[Records with interface code]
+ + + + + + +
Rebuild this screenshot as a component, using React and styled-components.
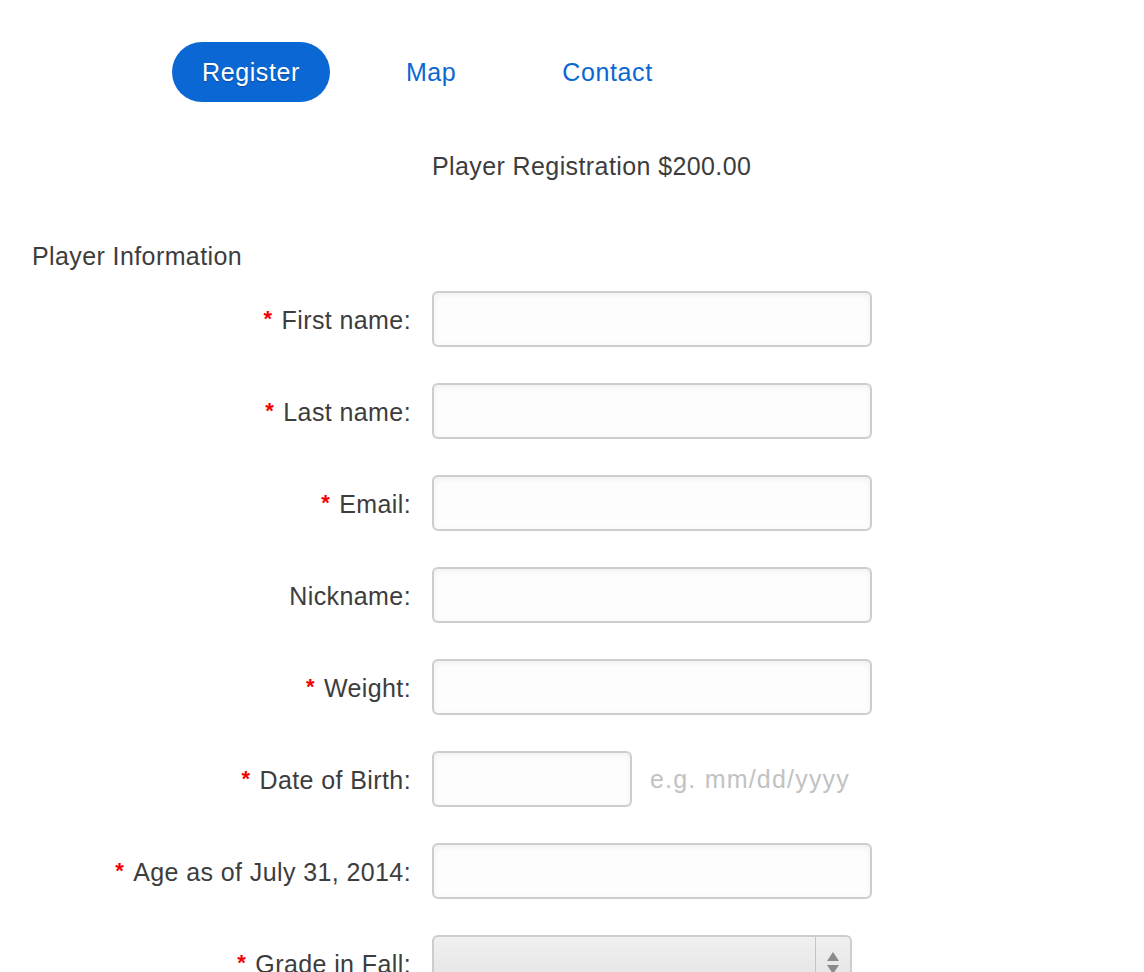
import styled, { createGlobalStyle } from 'styled-components';

const Global = createGlobalStyle`
  body {
    margin: 0;
    background: #fff;
    font-family: "Liberation Sans", Arial, sans-serif;
    color: #3d3d3d;
  }
`

const Page = styled.div`
  width: 1144px;
  height: 972px;
  overflow: hidden;
  font-size: 25px;
  letter-spacing: 0.4px;
`

const Nav = styled.nav`
  display: flex;
  gap: 46px;
  padding: 42px 0 0 172px;
`

const NavItem = styled.a`
  display: flex;
  align-items: center;
  height: 60px;
  padding: 0 30px;
  border-radius: 30px;
  text-decoration: none;
  letter-spacing: 0.6px;
  color: ${p => (p.active ? '#fff' : '#0b67d3')};
  background: ${p => (p.active ? '#0b67d3' : 'transparent')};
  text-shadow: ${p => (p.active ? '0 1px 1px rgba(0,0,0,0.25)' : 'none')};
`

const Form = styled.div`
  display: grid;
  grid-template-columns: 411px 440px;
  column-gap: 21px;
  align-items: center;
`

const Title = styled.div`
  grid-column: 2;
  margin-top: 49px;
  height: 30px;
  line-height: 30px;
  white-space: nowrap;
`

const Section = styled.div`
  grid-column: 1 / span 2;
  padding-left: 32px;
  margin-top: 60px;
  margin-bottom: 20px;
  height: 30px;
  line-height: 30px;
`

const Label = styled.label`
  text-align: right;
  white-space: nowrap;
  margin-bottom: 34px;
`

const Star = styled.span`
  color: #f00000;
  font-size: 22px;
  font-weight: bold;
  margin-right: 9px;
  vertical-align: 3px;
`

const Field = styled.div`
  display: flex;
  align-items: center;
  gap: 18px;
  margin-bottom: 36px;
`

const Input = styled.input`
  box-sizing: border-box;
  width: ${p => p.$w || 440}px;
  height: 56px;
  border: 2px solid #cdcdcd;
  border-radius: 6px;
  background: #fdfdfd;
  box-shadow: inset 0 2px 6px rgba(0, 0, 0, 0.06);
  outline: none;
`

const Hint = styled.span`
  color: #c2c2c2;
  letter-spacing: 1.2px;
`

const Select = styled.div`
  box-sizing: border-box;
  width: 420px;
  height: 56px;
  border: 2px solid #cdcdcd;
  border-radius: 6px;
  background: linear-gradient(#f0f0f0, #e2e2e2);
  display: flex;
  justify-content: flex-end;
`

const Arrows = styled.div`
  width: 34px;
  border-left: 1px solid #c4c4c4;
  display: flex;
  flex-direction: column;
  align-items: center;
  justify-content: center;
  gap: 4px;
`

const Tri = styled.span`
  width: 0;
  height: 0;
  border-left: 6px solid transparent;
  border-right: 6px solid transparent;
  ${p => (p.down ? 'border-top: 9px solid #8a8a8a;' : 'border-bottom: 9px solid #8a8a8a;')}
`

const rows = [
  { label: 'First name:', req: true },
  { label: 'Last name:', req: true },
  { label: 'Email:', req: true },
  { label: 'Nickname:', req: false },
  { label: 'Weight:', req: true },
]

const App = () => {
  return (
    <Page>
      <Global />
      <Nav>
        <NavItem active href="#">Register</NavItem>
        <NavItem href="#">Map</NavItem>
        <NavItem href="#">Contact</NavItem>
      </Nav>
      <Form>
        <Title>Player Registration $200.00</Title>
        <Section>Player Information</Section>
        {rows.map(r => (
          <>
            <Label key={r.label}>{r.req && <Star>*</Star>}{r.label}</Label>
            <Field><Input /></Field>
          </>
        ))}
        <Label><Star>*</Star>Date of Birth:</Label>
        <Field>
          <Input $w={200} />
          <Hint>e.g. mm/dd/yyyy</Hint>
        </Field>
        <Label><Star>*</Star>Age as of July 31, 2014:</Label>
        <Field><Input /></Field>
        <Label><Star>*</Star>Grade in Fall:</Label>
        <Field>
          <Select>
            <Arrows><Tri /><Tri down /></Arrows>
          </Select>
        </Field>
      </Form>
    </Page>
  )
}

export default App
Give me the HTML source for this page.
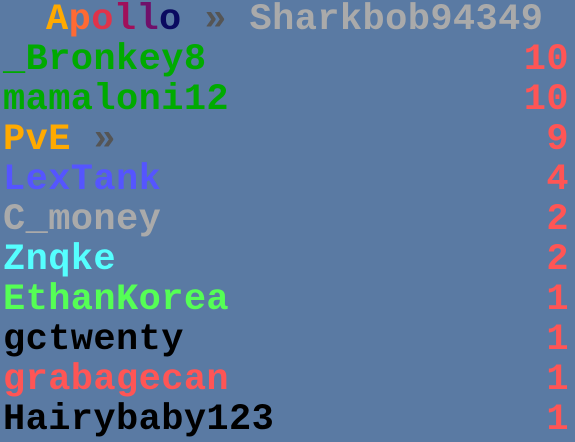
<!DOCTYPE html>
<html><head><meta charset="utf-8"><style>
html,body{margin:0;padding:0}
body{width:575px;height:442px;background:#5a7aa3;position:relative;overflow:hidden;font-family:"Liberation Mono",monospace;font-weight:bold;font-size:37px;letter-spacing:0.4px}
.r{position:absolute;left:3px;right:6px;height:39px;line-height:39px;white-space:pre}
.n{position:absolute;right:0;top:0;color:#ff5555}
</style></head><body>
<div class="r" style="top:1px;left:46px"><span style="color:#ffaa00">A</span><span style="color:#ff6a33">p</span><span style="color:#e0334a">o</span><span style="color:#a0105a">l</span><span style="color:#70106a">l</span><span style="color:#0a0a60">o</span> <span style="color:#555">»</span> <span style="color:#aaaaaa">Sharkbob94349</span></div>
<div class="r" style="top:41px;color:#00aa00">_Bronkey8<span class="n">10</span></div>
<div class="r" style="top:81px;color:#00aa00">mamaloni12<span class="n">10</span></div>
<div class="r" style="top:121px;color:#ffaa00">PvE <span style="color:#555">»</span><span class="n">9</span></div>
<div class="r" style="top:161px;color:#5555ff">LexTank<span class="n">4</span></div>
<div class="r" style="top:201px;color:#aaaaaa">C_money<span class="n">2</span></div>
<div class="r" style="top:241px;color:#55ffff">Znqke<span class="n">2</span></div>
<div class="r" style="top:281px;color:#55ff55">EthanKorea<span class="n">1</span></div>
<div class="r" style="top:321px;color:#000">gctwenty<span class="n">1</span></div>
<div class="r" style="top:361px;color:#ff5555">grabagecan<span class="n">1</span></div>
<div class="r" style="top:401px;color:#000">Hairybaby123<span class="n">1</span></div>
</body></html>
+ + + + + + +
WHAT THE TASK ASKS. Return the listing above unchanged, apart from dropping its pictures.

FULL RESPONSE.
Rebuild this screenshot as a component, using React and styled-components.
import styled, { createGlobalStyle } from 'styled-components';

const Global = createGlobalStyle`
  body {
    margin: 0;
    background: #fff;
    font-family: "Liberation Sans", Arial, sans-serif;
    color: #3d3d3d;
  }
`

const Page = styled.div`
  width: 1144px;
  height: 972px;
  overflow: hidden;
  font-size: 25px;
  letter-spacing: 0.4px;
`

const Nav = styled.nav`
  display: flex;
  gap: 46px;
  padding: 42px 0 0 172px;
`

const NavItem = styled.a`
  display: flex;
  align-items: center;
  height: 60px;
  padding: 0 30px;
  border-radius: 30px;
  text-decoration: none;
  letter-spacing: 0.6px;
  color: ${p => (p.active ? '#fff' : '#0b67d3')};
  background: ${p => (p.active ? '#0b67d3' : 'transparent')};
  text-shadow: ${p => (p.active ? '0 1px 1px rgba(0,0,0,0.25)' : 'none')};
`

const Form = styled.div`
  display: grid;
  grid-template-columns: 411px 440px;
  column-gap: 21px;
  align-items: center;
`

const Title = styled.div`
  grid-column: 2;
  margin-top: 49px;
  height: 30px;
  line-height: 30px;
  white-space: nowrap;
`

const Section = styled.div`
  grid-column: 1 / span 2;
  padding-left: 32px;
  margin-top: 60px;
  margin-bottom: 20px;
  height: 30px;
  line-height: 30px;
`

const Label = styled.label`
  text-align: right;
  white-space: nowrap;
  margin-bottom: 34px;
`

const Star = styled.span`
  color: #f00000;
  font-size: 22px;
  font-weight: bold;
  margin-right: 9px;
  vertical-align: 3px;
`

const Field = styled.div`
  display: flex;
  align-items: center;
  gap: 18px;
  margin-bottom: 36px;
`

const Input = styled.input`
  box-sizing: border-box;
  width: ${p => p.$w || 440}px;
  height: 56px;
  border: 2px solid #cdcdcd;
  border-radius: 6px;
  background: #fdfdfd;
  box-shadow: inset 0 2px 6px rgba(0, 0, 0, 0.06);
  outline: none;
`

const Hint = styled.span`
  color: #c2c2c2;
  letter-spacing: 1.2px;
`

const Select = styled.div`
  box-sizing: border-box;
  width: 420px;
  height: 56px;
  border: 2px solid #cdcdcd;
  border-radius: 6px;
  background: linear-gradient(#f0f0f0, #e2e2e2);
  display: flex;
  justify-content: flex-end;
`

const Arrows = styled.div`
  width: 34px;
  border-left: 1px solid #c4c4c4;
  display: flex;
  flex-direction: column;
  align-items: center;
  justify-content: center;
  gap: 4px;
`

const Tri = styled.span`
  width: 0;
  height: 0;
  border-left: 6px solid transparent;
  border-right: 6px solid transparent;
  ${p => (p.down ? 'border-top: 9px solid #8a8a8a;' : 'border-bottom: 9px solid #8a8a8a;')}
`

const rows = [
  { label: 'First name:', req: true },
  { label: 'Last name:', req: true },
  { label: 'Email:', req: true },
  { label: 'Nickname:', req: false },
  { label: 'Weight:', req: true },
]

const App = () => {
  return (
    <Page>
      <Global />
      <Nav>
        <NavItem active href="#">Register</NavItem>
        <NavItem href="#">Map</NavItem>
        <NavItem href="#">Contact</NavItem>
      </Nav>
      <Form>
        <Title>Player Registration $200.00</Title>
        <Section>Player Information</Section>
        {rows.map(r => (
          <>
            <Label key={r.label}>{r.req && <Star>*</Star>}{r.label}</Label>
            <Field><Input /></Field>
          </>
        ))}
        <Label><Star>*</Star>Date of Birth:</Label>
        <Field>
          <Input $w={200} />
          <Hint>e.g. mm/dd/yyyy</Hint>
        </Field>
        <Label><Star>*</Star>Age as of July 31, 2014:</Label>
        <Field><Input /></Field>
        <Label><Star>*</Star>Grade in Fall:</Label>
        <Field>
          <Select>
            <Arrows><Tri /><Tri down /></Arrows>
          </Select>
        </Field>
      </Form>
    </Page>
  )
}

export default App
Give me the HTML source for this page.
<!DOCTYPE html>
<html><head><meta charset="utf-8"><style>
html,body{margin:0;padding:0}
body{width:575px;height:442px;background:#5a7aa3;position:relative;overflow:hidden;font-family:"Liberation Mono",monospace;font-weight:bold;font-size:37px;letter-spacing:0.4px}
.r{position:absolute;left:3px;right:6px;height:39px;line-height:39px;white-space:pre}
.n{position:absolute;right:0;top:0;color:#ff5555}
</style></head><body>
<div class="r" style="top:1px;left:46px"><span style="color:#ffaa00">A</span><span style="color:#ff6a33">p</span><span style="color:#e0334a">o</span><span style="color:#a0105a">l</span><span style="color:#70106a">l</span><span style="color:#0a0a60">o</span> <span style="color:#555">»</span> <span style="color:#aaaaaa">Sharkbob94349</span></div>
<div class="r" style="top:41px;color:#00aa00">_Bronkey8<span class="n">10</span></div>
<div class="r" style="top:81px;color:#00aa00">mamaloni12<span class="n">10</span></div>
<div class="r" style="top:121px;color:#ffaa00">PvE <span style="color:#555">»</span><span class="n">9</span></div>
<div class="r" style="top:161px;color:#5555ff">LexTank<span class="n">4</span></div>
<div class="r" style="top:201px;color:#aaaaaa">C_money<span class="n">2</span></div>
<div class="r" style="top:241px;color:#55ffff">Znqke<span class="n">2</span></div>
<div class="r" style="top:281px;color:#55ff55">EthanKorea<span class="n">1</span></div>
<div class="r" style="top:321px;color:#000">gctwenty<span class="n">1</span></div>
<div class="r" style="top:361px;color:#ff5555">grabagecan<span class="n">1</span></div>
<div class="r" style="top:401px;color:#000">Hairybaby123<span class="n">1</span></div>
</body></html>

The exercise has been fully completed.